Набоков с особой гордостью включал в свою библиографию под номером первым как первую публикацию статью 1920 года о бабочках Крыма (опуская как несуществовавшую свою гимназическую поэтическую книжку, думаю, не столько стесняясь, сколько для чистоты жанра: чтобы в России ничего им написано не было).

В 1922 году от пули террориста погиб отец (успел заслонить своим телом Милюкова, которому пуля предназначалась).

Если собственная смерть у Набокова не страшна, то чужая смерть, смерть другого страшна очень. Страшно за родителей, еще не знающих о смерти дочери, страшно за их зятя, которому надо об этой смерти им сообщить (рассказ «Возвращение Чорба»). Страшно за бедную еврейскую маму, суетящуюся насчет чая неожиданным гостям, пришедшим сообщить о смерти единственного сына (рассказ «Оповещение»). И невыносимо разрывает читательскую душу рассказ об отце, потерявшем сына – это больше, чем смерть, – смертельное бесчувствие отца взрывается рыданиями, когда зимней русской ночью из кокона в коллекции мертвого сына выходит живая экзотическая бабочка. Смерть в этих несчастных рассказах настолько страшна, что ее тоже нет. Она не уместится в сознании.

Кто же это все умирает и умирает в рассказах Набокова – так легко для себя, так страшно для окружающих? Набокова вроде не спутаешь с его героями, не уличишь (он бы этого не потерпел) в автобиографизме, но легко помирает – автор, а страшно – все тот же маленький Путя, однажды уже переживший что-то вроде набоковской легкой смерти, когда его все забыли при игре в прятки и он ощутил, что исчез, стал непрозрачен, как будущий Цинциннат («Обида»).

В рассказе же «Лебеда» сам Путя не может пережить гибель отца, которая счастливо не состоялась и разрешилась теми же рыданиями.

Кто же стал прозрачен, кто же умер, у кого умерли?

Погибла Россия, погиб отец, сам Набоков стал прозрачен в послерусском послесмертии, как мальчик в чужом саду.

Кто виноват? Набоков не разбирается в этом – он не любит их.

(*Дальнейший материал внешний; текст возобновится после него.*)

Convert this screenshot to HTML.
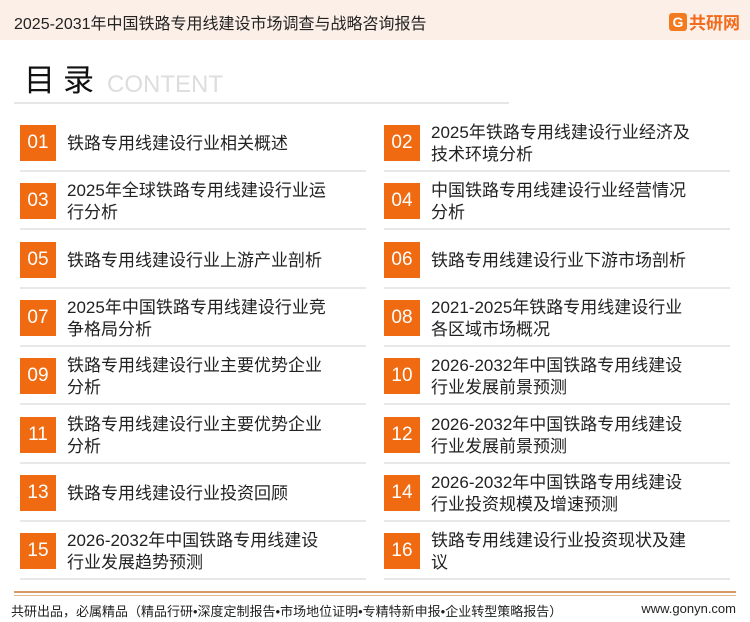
<!DOCTYPE html>
<html><head><meta charset="utf-8"><style>
*{margin:0;padding:0;box-sizing:border-box}
body{width:750px;height:622px;background:#fff;position:relative;overflow:hidden;font-family:"Liberation Sans","Noto Sans CJK SC",sans-serif;color:#222}
.hdr{position:absolute;left:0;top:0;width:750px;height:40px;background:#fcefe7}
.hdr .t{position:absolute;left:14px;top:10px;font-size:16px;color:#222}
.logo{position:absolute;right:10px;top:9px;font-size:17px;font-weight:bold;color:#f26a1b;display:flex;align-items:center;gap:2px}
.logo .g{width:18px;height:18px;background:#f47a20;border-radius:3px;color:#fff;font-size:14px;line-height:18px;text-align:center}
.mu{position:absolute;left:24px;top:64px;font-size:31px;line-height:34px;color:#111;letter-spacing:8px}
.ct{position:absolute;left:107px;top:72px;font-size:24px;line-height:26px;color:#ddd}
.sep{position:absolute;left:14px;top:102px;width:495px;height:2px;background:#e6e6e6}
.item{position:absolute;width:346px;height:46px}
.item .n{position:absolute;left:0;top:0;width:36px;height:36px;background:#ef6a10;color:#fff;font-size:19px;line-height:36px;text-align:center}
.item .x{position:absolute;left:47px;font-size:17px;line-height:22px;color:#222;white-space:nowrap}
.item:after{content:"";position:absolute;left:0;right:0;top:45px;height:2px;background:#e8e8e8}
.f1{position:absolute;left:14px;top:591px;width:722px;height:2px;background:#d99a68}
.f2{position:absolute;left:14px;top:595px;width:722px;height:1px;background:#e2b894}
.ft{position:absolute;left:11px;top:601px;font-size:13px;color:#222}
.fr{position:absolute;right:14px;top:601px;font-size:13px;color:#222}
</style></head><body>
<div class="hdr"><div class="t">2025-2031年中国铁路专用线建设市场调查与战略咨询报告</div>
<div class="logo"><div class="g">G</div>共研网</div></div>
<div class="mu">目录</div><div class="ct">CONTENT</div>
<div class="sep"></div>

<div class="item" style="left:20px;top:125px"><div class="n">01</div><div class="x" style="top:8px">铁路专用线建设行业相关概述</div></div>
<div class="item" style="left:384px;top:125px"><div class="n">02</div><div class="x" style="top:-3px">2025年铁路专用线建设行业经济及<br>技术环境分析</div></div>

<div class="item" style="left:20px;top:183px"><div class="n">03</div><div class="x" style="top:-3px">2025年全球铁路专用线建设行业运<br>行分析</div></div>
<div class="item" style="left:384px;top:183px"><div class="n">04</div><div class="x" style="top:-3px">中国铁路专用线建设行业经营情况<br>分析</div></div>

<div class="item" style="left:20px;top:242px"><div class="n">05</div><div class="x" style="top:8px">铁路专用线建设行业上游产业剖析</div></div>
<div class="item" style="left:384px;top:242px"><div class="n">06</div><div class="x" style="top:8px">铁路专用线建设行业下游市场剖析</div></div>

<div class="item" style="left:20px;top:300px"><div class="n">07</div><div class="x" style="top:-3px">2025年中国铁路专用线建设行业竞<br>争格局分析</div></div>
<div class="item" style="left:384px;top:300px"><div class="n">08</div><div class="x" style="top:-3px">2021-2025年铁路专用线建设行业<br>各区域市场概况</div></div>

<div class="item" style="left:20px;top:358px"><div class="n">09</div><div class="x" style="top:-3px">铁路专用线建设行业主要优势企业<br>分析</div></div>
<div class="item" style="left:384px;top:358px"><div class="n">10</div><div class="x" style="top:-3px">2026-2032年中国铁路专用线建设<br>行业发展前景预测</div></div>

<div class="item" style="left:20px;top:417px"><div class="n">11</div><div class="x" style="top:-3px">铁路专用线建设行业主要优势企业<br>分析</div></div>
<div class="item" style="left:384px;top:417px"><div class="n">12</div><div class="x" style="top:-3px">2026-2032年中国铁路专用线建设<br>行业发展前景预测</div></div>

<div class="item" style="left:20px;top:475px"><div class="n">13</div><div class="x" style="top:8px">铁路专用线建设行业投资回顾</div></div>
<div class="item" style="left:384px;top:475px"><div class="n">14</div><div class="x" style="top:-3px">2026-2032年中国铁路专用线建设<br>行业投资规模及增速预测</div></div>

<div class="item" style="left:20px;top:533px"><div class="n">15</div><div class="x" style="top:-3px">2026-2032年中国铁路专用线建设<br>行业发展趋势预测</div></div>
<div class="item" style="left:384px;top:533px"><div class="n">16</div><div class="x" style="top:-3px">铁路专用线建设行业投资现状及建<br>议</div></div>

<div class="f1"></div><div class="f2"></div>
<div class="ft">共研出品，必属精品（精品行研•深度定制报告•市场地位证明•专精特新申报•企业转型策略报告）</div>
<div class="fr">www.gonyn.com</div>
</body></html>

Они – это целый ряд литературных героев. Эмигранты, немцы, разночинцы – убийцы, садисты, тираны – они. Тема хама и насилия (рассказы «Лебеда», «Хват», «Круг», «Королек», «Лик», «Истребление тиранов», «Облако, озеро, башня») навязчива, как тема смерти в рассказах его и романах. Никаких упреков истории, социуму или политическим системам у Набокова нет – высокомерное раздражение на самого себя: досадное, напрасное, – психологическая неотвязность ненужного, чуждого человека в жизни. Гамма навязанных лирическому герою Набокова чувств по отношению к ним колеблется от ненависти до жалости и нежности (рассказы «Лик», «Круг»). «Круг» назван так не только по совпадению закольцованных сюжета и формы, но и по драматическому несовпадению героя рассказа с кругом Набокова в более светском смысле слова (здесь встретим мы впервые упоминание о Годунове-Чердынцеве, отце героя будущего романа «Дар»). Именно в «Круге» Набоков испытал возможность оптимального сочувствия к своему оппоненту. Герой рассказа любит (как всякий плебей, по-своему) Годуновых-Чердынцевых, они его готовы (и всегда не готовы, как люди своего круга) принять, но все-таки именно он не может перейти к ним, а не они (на этот раз «они» – наоборот) его не пускают. Он как бы от природы прирос к чему-то большему, им отвергаемому и нелюбимому, чего он стыдится, – к некой темной и слитной породе (в геологическом смысле), как кристалл. Набоков справедлив по-своему: один лишь классовый подход ему чужд. Люди такой породы встречаются в любой породе, разночинный дух поражает и дворянина: «Надумает нищий духом, что весь путь человечества можно объяснить каверзной игрою планет или борьбой пустого с туго набитым желудком, пригласит к богине Клио аккуратного секретарчика из мещан, откроет оптовую торговлю эпохами, народными массами, и тогда несдобровать отдельному индивидууму, с его бедными двумя “у”, безнадежно аукающимися в чащобе экономических причин» («Соглядатай»).